Una pareja de dos que se cuentan sus hitos. Y sus hitos están en la vida corriente y moliente. Hay pocas cosas excitantes en la vida, por mucho que lo diga Hollywood, las películas de sobremesa de La 1 de RTVE los fines de semana o el cine comercial que llena el top10 o el top20 de las plataformas en streaming.
Y no. No es una pareja que viaje a lugares tan exóticos y caribeños como Barbados. Ese país es un sueño que se caracteriza por ser un paraíso real y fiscal. En el que evadirse y evadir impuestos. Y esta pareja ni pensó en acudir allí. Pasar allí unas vacaciones. En un no lugar, como hay tantos a lo largo y ancho del planeta, aunque la mitad de exóticos que este.
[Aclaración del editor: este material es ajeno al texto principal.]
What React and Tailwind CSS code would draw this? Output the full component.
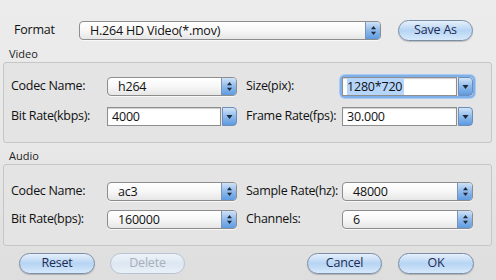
import React from "react";

const font = { fontFamily: '"Open Sans", "DejaVu Sans", "Liberation Sans", sans-serif' };

function UpDown() {
  return (
    <svg width="7" height="11" viewBox="0 0 7 11">
      <path d="M3.5 1 L6 4.2 L1 4.2 Z" fill="#1d2a3a" />
      <path d="M3.5 10 L6 6.8 L1 6.8 Z" fill="#1d2a3a" />
    </svg>
  );
}

function Down() {
  return (
    <svg width="7" height="6" viewBox="0 0 7 6">
      <path d="M0.5 1 L6.5 1 L3.5 5 Z" fill="#1d2a3a" />
    </svg>
  );
}

function Popup({ value, className = "" }) {
  return (
    <div
      className={`flex h-[19px] items-stretch overflow-hidden rounded-[4px] border border-[#8d8d8d] bg-gradient-to-b from-[#ffffff] via-[#f7f7f7] to-[#e6e6e6] shadow-[0_1px_0_rgba(255,255,255,0.7)] ${className}`}
    >
      <div className="flex-1 whitespace-nowrap pl-[10px] text-[12.5px] leading-[17px] tracking-[-0.2px] text-[#111]">{value}</div>
      <div className="flex w-[15px] items-center justify-center border-l border-[#7a94b8] bg-gradient-to-b from-[#cfe2f8] via-[#8fb9ea] to-[#5e9be2]">
        <UpDown />
      </div>
    </div>
  );
}

function Combo({ value, focused = false, className = "" }) {
  return (
    <div
      className={`flex h-[19px] items-stretch ${focused ? "rounded-[3px] shadow-[0_0_0_2px_#7fb0ea,0_0_0_3px_#a9cbf2]" : ""} ${className}`}
    >
      <div className="flex flex-1 items-center whitespace-nowrap border border-[#8e8e8e] bg-white pl-[4px] text-[12.5px] leading-[17px] tracking-[-0.2px] text-[#111] shadow-[inset_0_1px_1px_rgba(0,0,0,0.2)]">
        <span className={focused ? "bg-[#b5d5fb] pr-[2px]" : ""}>{value}</span>
      </div>
      <div className="ml-[1px] flex w-[15px] items-center justify-center rounded-r-[4px] border border-[#6f8db8] bg-gradient-to-b from-[#d2e4f8] via-[#8ebbeb] to-[#5d9ae0]">
        <Down />
      </div>
    </div>
  );
}

function Button({ label, disabled = false, className = "" }) {
  return (
    <div
      className={`flex h-[21px] items-center justify-center whitespace-nowrap rounded-full border text-[12.5px] tracking-[-0.2px] ${
        disabled
          ? "border-[#b7c3d2] bg-gradient-to-b from-[#eef3f9] via-[#dde7f2] to-[#e9f0f8] text-[#a7b0ba]"
          : "border-[#7c8ea6] bg-gradient-to-b from-[#e6f0fb] via-[#b6d4f3] to-[#d7e9fb] text-[#1d2a55] shadow-[0_1px_1px_rgba(0,0,0,0.2)]"
      } ${className}`}
    >
      {label}
    </div>
  );
}

function Row({ l1, c1, l2, c2, className = "" }) {
  return (
    <div className={`grid grid-cols-[96px_130px_9px_96px_131px] items-center ${className}`}>
      <div className="whitespace-nowrap text-[12.5px] tracking-[-0.3px] text-[#111]">{l1}</div>
      {c1}
      <div />
      <div className="whitespace-nowrap text-[12.5px] tracking-[-0.3px] text-[#111]">{l2}</div>
      {c2}
    </div>
  );
}

export default function App() {
  return (
    <div className="h-[280px] w-[496px] overflow-hidden bg-gradient-to-b from-[#ececec] via-[#e8e8e8] to-[#dedede]" style={font}>
      <div className="flex items-center pt-[20px]">
        <div className="w-[79px] pl-[14px] text-[12.5px] tracking-[-0.2px] text-[#111]">Format</div>
        <Popup value="H.264 HD Video(*.mov)" className="w-[302px]" />
        <Button label="Save As" className="ml-[17px] w-[75px]" />
      </div>

      <div className="mt-[6px] pl-[9px] text-[11px] leading-[14px] text-[#222]">Video</div>
      <div className="ml-[3px] mt-[1px] h-[81px] w-[489px] rounded-[3px] border border-[#c6c6c6] bg-[#e4e4e4] pl-[7px] pt-[14px]">
        <Row
          l1="Codec Name:"
          c1={<Popup value="h264" />}
          l2="Size(pix):"
          c2={<Combo value="1280*720" focused />}
        />
        <Row
          className="mt-[11px]"
          l1="Bit Rate(kbps):"
          c1={<Combo value="4000" />}
          l2="Frame Rate(fps):"
          c2={<Combo value="30.000" />}
        />
      </div>

      <div className="mt-[6px] pl-[9px] text-[11px] leading-[14px] text-[#222]">Audio</div>
      <div className="ml-[3px] mt-[1px] h-[82px] w-[489px] rounded-[3px] border border-[#c6c6c6] bg-[#e4e4e4] pl-[7px] pt-[17px]">
        <Row
          l1="Codec Name:"
          c1={<Popup value="ac3" />}
          l2="Sample Rate(hz):"
          c2={<Popup value="48000" />}
        />
        <Row
          className="mt-[9px]"
          l1="Bit Rate(bps):"
          c1={<Popup value="160000" />}
          l2="Channels:"
          c2={<Popup value="6" />}
        />
      </div>

      <div className="mt-[7px] flex">
        <Button label="Reset" className="ml-[19px] w-[76px]" />
        <Button label="Delete" disabled className="ml-[15px] w-[75px]" />
        <Button label="Cancel" className="ml-[122px] w-[75px]" />
        <Button label="OK" className="ml-[16px] w-[76px]" />
      </div>
    </div>
  );
}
Una pareja creíble gracias a sus dos actores. Fernanda Orazi que aprovecha la musicalidad y oralidad de su argentinidad para crear su personaje y que se lo pueda querer tanto como ella lo quiere. Y Emilio Tomé que aprovecha su aspecto de tipo tranquilo y simpático para pautar un ritmo a su prosodia. Un tipo que, al principio de la función, a la manera de prólogo, cuenta que durante su infancia se frustraba por la falta de palabras para poder nombrar a las personas, las cosas, las situaciones o las emociones. Una frustración que le enrabietaba y violentaba le llevaba a llamar la atención de sus mayores.
En la versión de 2022, sus personajes han perdido los trajes formales con los que vestían en 2017. Ahora van de sport, mejor dicho, de casual. Con zapatillas deportivas. Todo resulta más doméstico. ¿Quizás, más domesticado? Lo que se percibe es una pareja que rara vez hablaría del contenido de los libros que leen, sino de donde colocarlos en la estantería. Son más de ordenar a pesar de su desorden espiritual o mental.
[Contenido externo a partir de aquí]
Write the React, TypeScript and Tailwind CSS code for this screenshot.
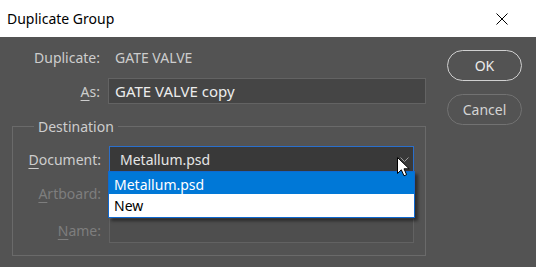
export default function App() {
  return (
    <div className="w-[536px] h-[267px] flex flex-col font-['Noto_Sans',sans-serif] text-[14px] overflow-hidden">
      <div className="h-[37px] shrink-0 bg-white flex items-center justify-between pl-[7px] pr-[28px]">
        <span className="text-black leading-none">Duplicate Group</span>
        <svg width="12" height="12" viewBox="0 0 12 12">
          <path d="M0.5 0.5 L11.5 11.5 M11.5 0.5 L0.5 11.5" stroke="#000" strokeWidth="1" />
        </svg>
      </div>
      <div className="flex-1 bg-[#535353] flex pl-[12px] pr-[14px] pt-[10px] gap-[21px]">
        <div className="w-[414px] flex flex-col">
          <div className="h-[20px] flex items-center">
            <span className="w-[88px] text-right text-[#cdcdcd]">Duplicate:</span>
            <span className="ml-[15px] text-[#cdcdcd]">GATE VALVE</span>
          </div>
          <div className="mt-[11px] h-[26px] flex items-center">
            <span className="w-[88px] text-right text-[#cdcdcd]">
              <span className="underline underline-offset-[3px]">A</span>s:
            </span>
            <div className="ml-[8px] flex-1 h-[26px] flex items-center border border-[#636363] bg-[#454545] pl-[6px] text-[15px] text-[#ececec]">
              GATE VALVE copy
            </div>
          </div>
          <fieldset className="mt-[13px] border border-[#6a6a6a] pt-[10px] pb-[12px] pr-[11px]">
            <legend className="ml-[21px] px-[4px] leading-[19px] text-[#cdcdcd]">Destination</legend>
            <div className="h-[26px] flex items-center">
              <span className="w-[88px] text-right text-[#cdcdcd]">
                <span className="underline underline-offset-[3px]">D</span>ocument:
              </span>
              <div className="relative ml-[8px] flex-1 h-[26px]">
                <div className="h-full flex items-center justify-between border border-[#2a6fcc] bg-[#393939] pl-[10px] pr-[4px] text-[#e6e6e6]">
                  <span>Metallum.psd</span>
                  <svg width="9" height="5" viewBox="0 0 9 5">
                    <path d="M0.5 0.5 L4.5 4.5 L8.5 0.5" fill="none" stroke="#9c9c9c" strokeWidth="1" />
                  </svg>
                </div>
                <div className="absolute left-[-1px] right-[-1px] top-[25px] z-10 border border-[#1068cf] bg-white shadow-[3px_3px_3px_rgba(0,0,0,0.45)]">
                  <div className="h-[22px] bg-[#0078d7] text-white pl-[5px] flex items-center pt-[2px]">Metallum.psd</div>
                  <div className="h-[23px] bg-white text-black pl-[5px] flex items-center">New</div>
                </div>
                <svg className="absolute left-[287px] top-[10px] z-20" width="14" height="21" viewBox="0 0 14 21">
                  <path
                    d="M1.5 1.5 L1.5 17.5 L5.3 13.8 L8 19.8 L10.6 18.7 L8 12.8 L13.2 12.8 Z"
                    fill="#fff"
                    stroke="#000"
                    strokeWidth="1"
                    strokeLinejoin="miter"
                  />
                </svg>
              </div>
            </div>
            <div className="mt-[8px] h-[26px] flex items-center">
              <span className="w-[88px] text-right text-[#7e7e7e]">
                <span className="underline underline-offset-[3px]">A</span>rtboard:
              </span>
              <div className="ml-[8px] flex-1 h-[26px] border border-[#626262] bg-[#4e4e4e]" />
            </div>
            <div className="mt-[12px] h-[25px] flex items-center">
              <span className="w-[88px] text-right text-[#7e7e7e]">
                <span className="underline underline-offset-[3px]">N</span>ame:
              </span>
              <div className="ml-[8px] flex-1 h-[25px] border border-[#626262] bg-[#4e4e4e]" />
            </div>
          </fieldset>
        </div>
        <div className="w-[75px] mt-[3px] flex flex-col gap-[13px]">
          <div className="h-[31px] rounded-full border-[1.5px] border-[#d0d0d0] flex items-center justify-center text-[#ececec]">
            OK
          </div>
          <div className="h-[31px] rounded-full border-[1.5px] border-[#727272] flex items-center justify-center text-[#d4d4d4]">
            Cancel
          </div>
        </div>
      </div>
    </div>
  );
}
En ese orden el desencuentro corre suave a medida que hablan. Es amable, en general. Y, también en general, es un reproche. Nada que ver con la pareja que protagoniza Quartet de Heine Müller. Ni con la que protagoniza Demonios de Lars Nóren. Mucho más cercana a la que protagoniza Días felices de Beckett que también protagonizó Fernanda Orazi en la versión que montó otro Pablo, Pablo Messiez.
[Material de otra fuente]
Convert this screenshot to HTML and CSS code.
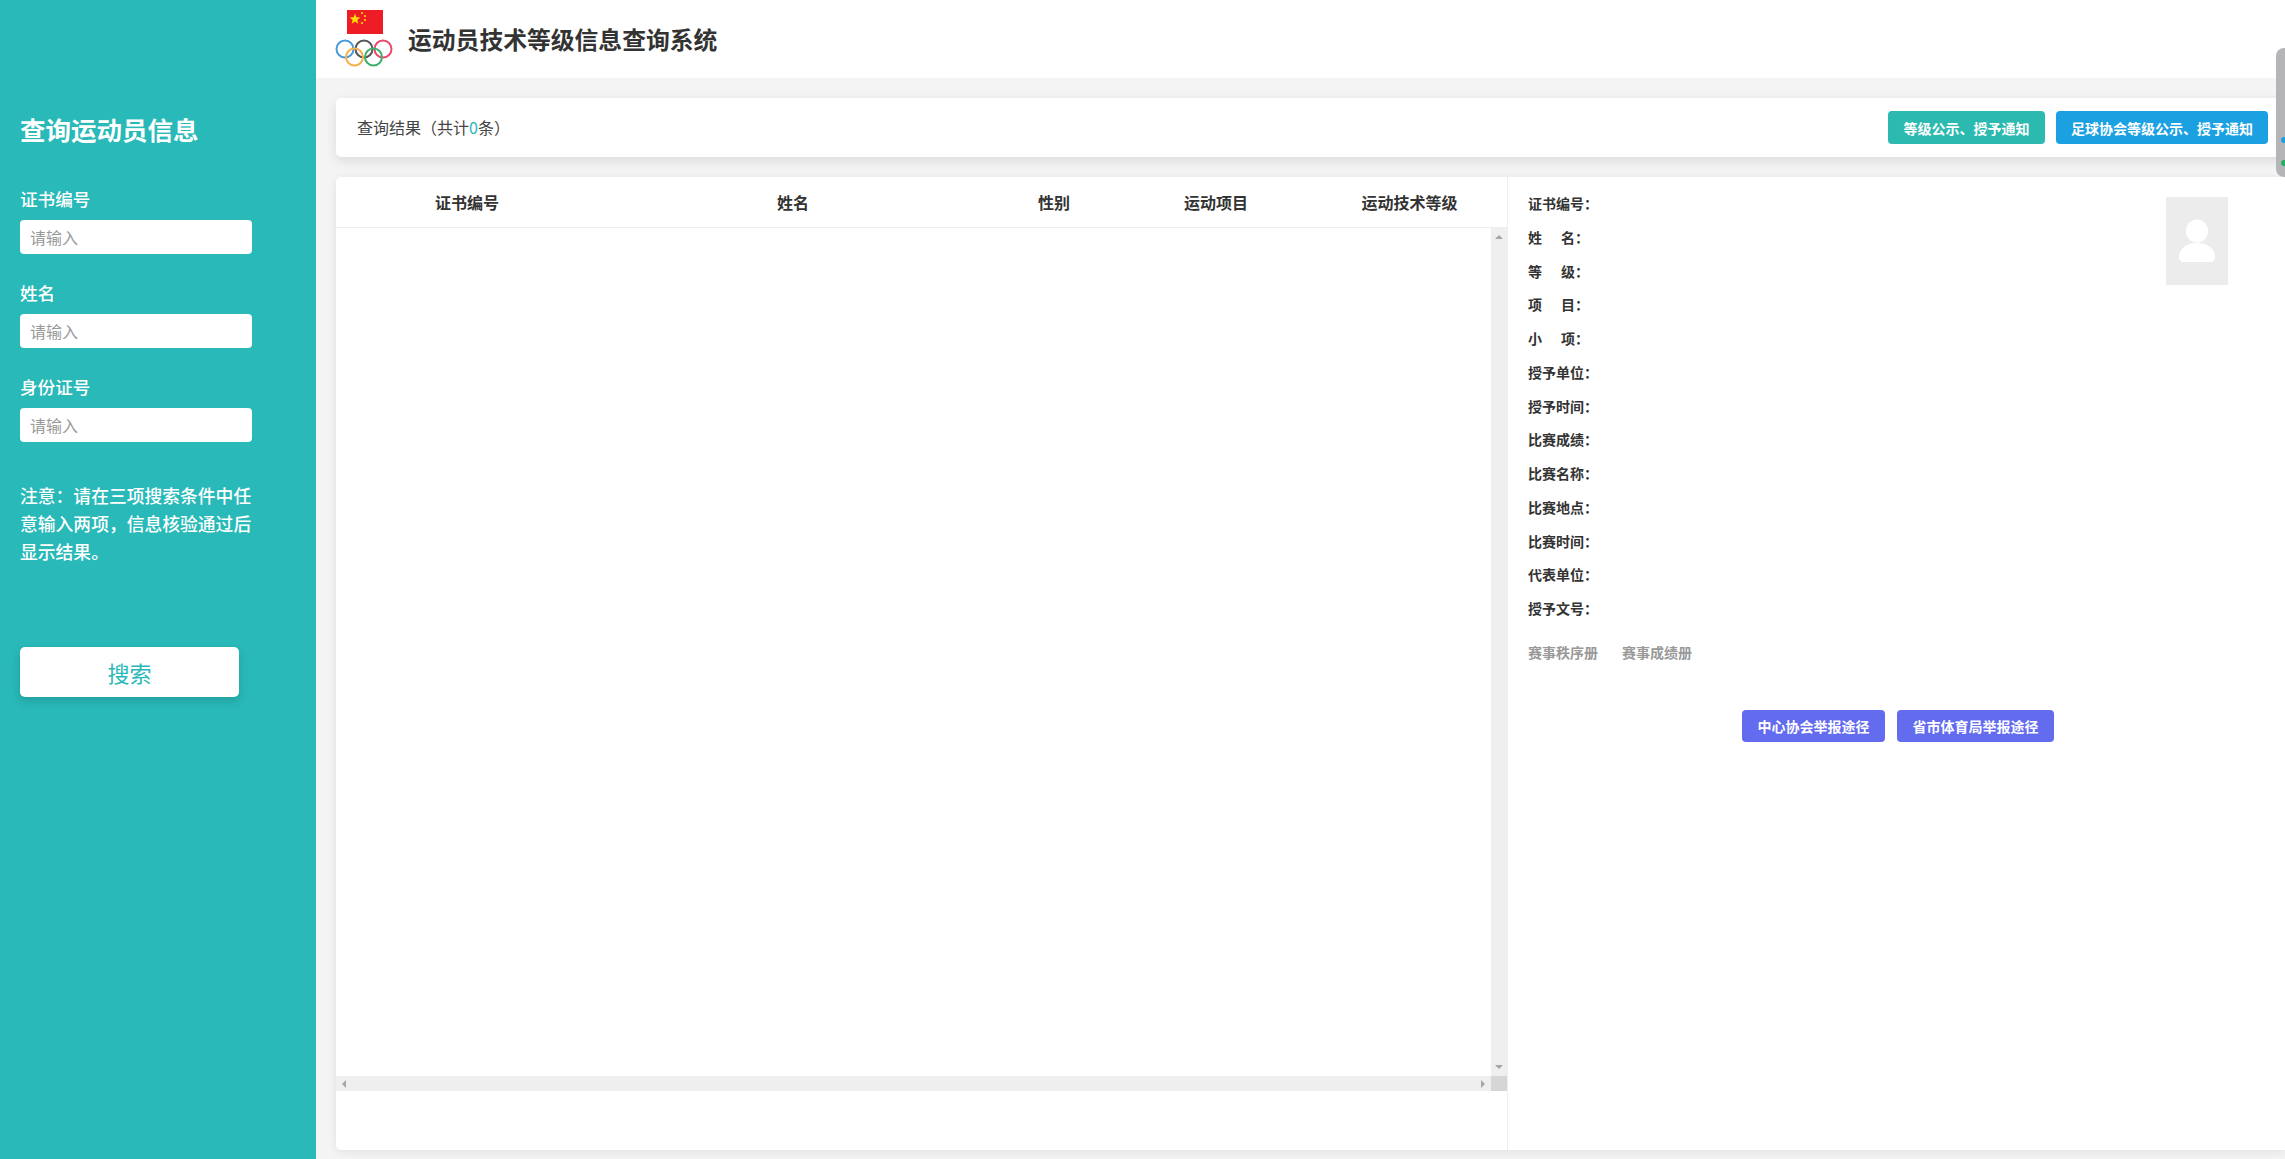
FILE: index.html
```html
<!DOCTYPE html>
<html lang="zh-CN">
<head>
  <meta charset="UTF-8">
  <meta name="viewport" content="width=device-width, initial-scale=1">
  <title>运动员技术等级信息查询系统</title>
  <link rel="stylesheet" href="styles.css">
</head>
<body>

<aside class="sidebar">
  <h2>查询运动员信息</h2>
  <label for="certNo" class="first">证书编号</label>
  <input type="text" id="certNo" placeholder="请输入">
  <label for="name">姓名</label>
  <input type="text" id="name" placeholder="请输入">
  <label for="idNo">身份证号</label>
  <input type="text" id="idNo" placeholder="请输入">
  <p class="note">注意：请在三项搜索条件中任意输入两项，信息核验通过后显示结果。</p>
  <button class="search-btn" type="button">搜索</button>
</aside>

<div class="page">
  <header class="header">
    <div class="logo">
      <svg width="36" height="24" viewBox="0 0 36 24" class="flag">
        <rect width="36" height="24" fill="#ee1c25"/>
        <polygon fill="#ffe000" points="8,3.5 9.4,7.2 13.4,7.4 10.3,9.9 11.3,13.7 8,11.6 4.7,13.7 5.7,9.9 2.6,7.4 6.6,7.2"/>
        <circle cx="15" cy="3" r="1.1" fill="#ffe000"/>
        <circle cx="18" cy="6" r="1.1" fill="#ffe000"/>
        <circle cx="18" cy="10" r="1.1" fill="#ffe000"/>
        <circle cx="15" cy="13" r="1.1" fill="#ffe000"/>
      </svg>
      <svg width="60" height="28" viewBox="0 0 60 28" class="rings" fill="none" stroke-width="2">
        <circle cx="10" cy="10" r="8.5" stroke="#4a9bd8"/>
        <circle cx="29" cy="10" r="8.5" stroke="#555"/>
        <circle cx="48" cy="10" r="8.5" stroke="#e9496f"/>
        <circle cx="19.5" cy="18" r="8.5" stroke="#f5b04c"/>
        <circle cx="38.5" cy="18" r="8.5" stroke="#3fae6c"/>
      </svg>
    </div>
    <h1>运动员技术等级信息查询系统</h1>
  </header>

  <div class="content">
    <div class="result-bar">
      <span class="count">查询结果（共计<em>0</em>条）</span>
      <div class="bar-btns">
        <button class="btn btn-teal" type="button">等级公示、授予通知</button>
        <button class="btn btn-blue" type="button">足球协会等级公示、授予通知</button>
      </div>
    </div>

    <div class="main-card">
      <div class="table-pane">
        <div class="table-head">
          <div class="col-1">证书编号</div>
          <div class="col-2">姓名</div>
          <div class="col-3">性别</div>
          <div class="col-4">运动项目</div>
          <div class="col-5">运动技术等级</div>
        </div>
        <div class="table-body">
          <div class="table-rows"></div>
          <div class="scroll-v">
            <span class="arrow arrow-up"></span>
            <span class="arrow arrow-down"></span>
          </div>
        </div>
        <div class="scroll-h">
          <div class="scroll-h-track">
            <span class="arrow arrow-left"></span>
            <span class="arrow arrow-right"></span>
          </div>
          <div class="scroll-corner"></div>
        </div>
      </div>

      <div class="detail-pane">
        <div class="detail-top">
          <ul class="info">
            <li>证书编号：</li>
            <li>姓<span class="gap"></span>名：</li>
            <li>等<span class="gap"></span>级：</li>
            <li>项<span class="gap"></span>目：</li>
            <li>小<span class="gap"></span>项：</li>
            <li>授予单位：</li>
            <li>授予时间：</li>
            <li>比赛成绩：</li>
            <li>比赛名称：</li>
            <li>比赛地点：</li>
            <li>比赛时间：</li>
            <li>代表单位：</li>
            <li>授予文号：</li>
          </ul>
          <div class="photo">
            <svg width="62" height="88" viewBox="0 0 62 88">
              <ellipse cx="31" cy="34" rx="11" ry="11.5" fill="#fff"/>
              <path d="M13 60c0-9 8-14 18-14s18 5 18 14c0 3-2 5-5 5H18c-3 0-5-2-5-5z" fill="#fff"/>
            </svg>
          </div>
        </div>
        <div class="links">
          <a>赛事秩序册</a>
          <a>赛事成绩册</a>
        </div>
        <div class="report-btns">
          <button class="btn btn-purple" type="button">中心协会举报途径</button>
          <button class="btn btn-purple" type="button">省市体育局举报途径</button>
        </div>
      </div>
    </div>
  </div>
</div>

<div class="side-handle">
  <span class="dot dot-blue"></span>
  <span class="dot dot-green"></span>
</div>

</body>
</html>
```

FILE: styles.css
```css
* {
  box-sizing: border-box;
  font-family: "Noto Sans CJK SC", "Noto Sans", sans-serif;
}

body {
  display: flex;
  height: 100vh;
  margin: 0;
  overflow: hidden;
  background: #f4f4f4;
  color: #333;
}

.sidebar {
  flex: 0 0 316px;
  padding: 111px 0 0 20px;
  background: #28b9b8;
  color: #fff;
}

.sidebar h2 {
  margin: 0;
  font-size: 25.5px;
  line-height: 36px;
  font-weight: 700;
}

.sidebar label {
  display: block;
  margin-top: 26px;
  font-size: 17.6px;
  line-height: 26px;
  font-weight: 500;
}

.sidebar label.first {
  margin-top: 39px;
}

.sidebar input {
  display: block;
  width: 232px;
  height: 34px;
  margin-top: 8px;
  padding: 0 10px;
  border: none;
  border-radius: 4px;
  background: #fff;
  font-size: 16px;
}

.sidebar input::placeholder {
  color: #999;
}

.note {
  width: 240px;
  margin: 39px 0 0;
  font-size: 17.8px;
  line-height: 28px;
  font-weight: 500;
}

.search-btn {
  display: block;
  width: 219px;
  height: 50px;
  margin-top: 82px;
  border: none;
  border-radius: 5px;
  background: #fff;
  color: #28b9b8;
  font-size: 22px;
  box-shadow: 0 4px 10px rgba(0, 0, 0, 0.15);
}

.page {
  flex: 1;
  min-width: 0;
  display: flex;
  flex-direction: column;
}

.header {
  flex: 0 0 78px;
  display: flex;
  align-items: center;
  gap: 15px;
  padding-left: 20px;
  background: #fff;
}

.logo {
  display: flex;
  flex-direction: column;
  align-items: center;
  width: 57px;
  height: 78px;
  padding-top: 10px;
}

.flag {
  flex: none;
}

.rings {
  flex: none;
  margin-top: 5px;
}

.header h1 {
  margin: 0 0 1px;
  font-size: 23.8px;
  line-height: 34px;
  font-weight: 700;
  color: #333;
}

.content {
  flex: 1;
  min-height: 0;
  display: flex;
  flex-direction: column;
  gap: 20px;
  padding: 20px 0 9px 20px;
}

.result-bar {
  flex: 0 0 59px;
  display: flex;
  align-items: center;
  justify-content: space-between;
  padding: 0 17px 0 21px;
  border-radius: 5px 0 0 5px;
  background: #fff;
  box-shadow: 0 4px 12px rgba(0, 0, 0, 0.1);
}

.count {
  margin-bottom: 1px;
  font-size: 16px;
  color: #444;
}

.count em {
  font-style: normal;
  color: #28b9b8;
}

.bar-btns {
  display: flex;
  gap: 11px;
}

.btn {
  height: 33px;
  padding: 0 15.5px;
  border: none;
  border-radius: 4px;
  color: #fff;
  font-size: 14px;
  font-weight: 700;
}

.btn-teal {
  background: #2bb9b0;
}

.btn-blue {
  padding: 0 15px;
  background: #1ba1e2;
}

.btn-purple {
  height: 32px;
  background: #636bef;
}

.main-card {
  flex: 1;
  min-height: 0;
  display: flex;
  border-radius: 5px 0 0 5px;
  background: #fff;
  box-shadow: 0 2px 10px rgba(0, 0, 0, 0.08);
}

.table-pane {
  flex: 0 0 1172px;
  display: flex;
  flex-direction: column;
  padding-bottom: 59px;
  border-right: 1px solid #eee;
}

.table-head {
  flex: 0 0 51px;
  display: grid;
  grid-template-columns: 262px 390px 132px 192px 195px;
  align-items: center;
  padding-bottom: 1px;
  border-bottom: 1px solid #eee;
  font-size: 16px;
  font-weight: 700;
  text-align: center;
}

.table-body {
  flex: 1;
  min-height: 0;
  display: flex;
}

.table-rows {
  flex: 1;
}

.scroll-v {
  flex: 0 0 16px;
  display: flex;
  flex-direction: column;
  justify-content: space-between;
  align-items: center;
  padding: 7px 0;
  background: #efefef;
}

.scroll-h {
  flex: 0 0 15px;
  display: flex;
}

.scroll-h-track {
  flex: 1;
  display: flex;
  justify-content: space-between;
  align-items: center;
  padding: 0 6px;
  background: #efefef;
}

.scroll-corner {
  flex: 0 0 16px;
  background: #d6d6d6;
}

.arrow {
  display: block;
  width: 0;
  height: 0;
  border: 4px solid transparent;
}

.arrow-up {
  border-top: none;
  border-bottom-color: #a6a6a6;
}

.arrow-down {
  border-bottom: none;
  border-top-color: #a6a6a6;
}

.arrow-left {
  border-left: none;
  border-right-color: #a6a6a6;
}

.arrow-right {
  border-right: none;
  border-left-color: #a6a6a6;
}

.detail-pane {
  flex: 1;
  min-width: 0;
  padding: 10px 0 0 20px;
}

.detail-top {
  display: flex;
  justify-content: space-between;
  align-items: flex-start;
}

.info {
  margin: 0;
  padding: 0;
  list-style: none;
  font-size: 14px;
  line-height: 33.75px;
  font-weight: 700;
  color: #333;
}

.gap {
  display: inline-block;
  width: 19px;
}

.photo {
  width: 62px;
  height: 88px;
  margin: 10px 57px 0 0;
  background: #ececec;
}

.photo svg {
  display: block;
}

.links {
  display: flex;
  gap: 24px;
  margin-top: 16px;
  font-size: 14px;
  line-height: 20px;
  font-weight: 700;
  color: #999;
}

.report-btns {
  display: flex;
  gap: 12px;
  margin-top: 48px;
  padding-left: 214px;
}

/* handle of a browser extension, sits over the page edge */
.side-handle {
  position: absolute;
  top: 48px;
  right: 0;
  width: 9px;
  height: 129px;
  border-radius: 8px 0 0 8px;
  background: #b5b5b8;
}

.dot {
  position: absolute;
  right: 0;
  width: 4px;
  height: 6px;
  border-radius: 3px 0 0 3px;
}

.dot-blue {
  top: 89px;
  background: #1ba1e2;
}

.dot-green {
  top: 112px;
  background: #27ae60;
}
```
Sí, son todas estas referencias las que saltan al ojo y al oído de quien haya visto mucho teatro. Y, es de suponer, que Pablo Remón, su autor y director, conoce. Aunque su formación, su procedencia, sea cinematográfica.
Por eso vuelve la cuestión. ¿Para qué esta revisión? Por lo visto, Pablo Remón nunca da por concluidas sus obras. Las revisa una y otra vez. Incasablemente. Es de esperar que habrá matizado, tal vez, algunos aspectos. Que su experiencia vital, el conocimiento que tenga de la vida en pareja, le haya llevado a darle una vuelta al texto y la propuesta.
Pero el espectador, ni siquiera el espectador apasionado, llega con la obra aprendida. No siempre tiene la oportunidad de repasarse un texto, un texto que fue publicado por La Uña Rota en el recopilatorio Abducciones, y, menos, una obra que ya fue. Que ya sucedió. Y de la que si queda algo seguramente es una copia de no muy buena calidad en el Centro de Documentación de Artes Escénicas.
En este sentido, y si no fuese por la espectacularidad de la escenografía, la sensación de quien acude a esta revisión habiendo visto la primera versión es de dejá vu. Sí, ya se ha visto. ¿Ante esta impresión sale el espectador corriendo? No. No lo hace.
Al menos la audiencia que normalmente acude a este tipo de espectáculos festivaleros, entendidos y connaisseurs. Un público que se podía llamar kamikaze. Ese tipo de público que acudía y compartía la filosofía del Teatro Pavón Kamikaze de Miguel del Arco and friends. De productos teatrales con cierto marchamo de intelectuales o culturales. Una inmensa minoría que se quedaron huérfanos cuando el Kamikaze cerró y que sigue buscando su espacio, sus obras necesarias.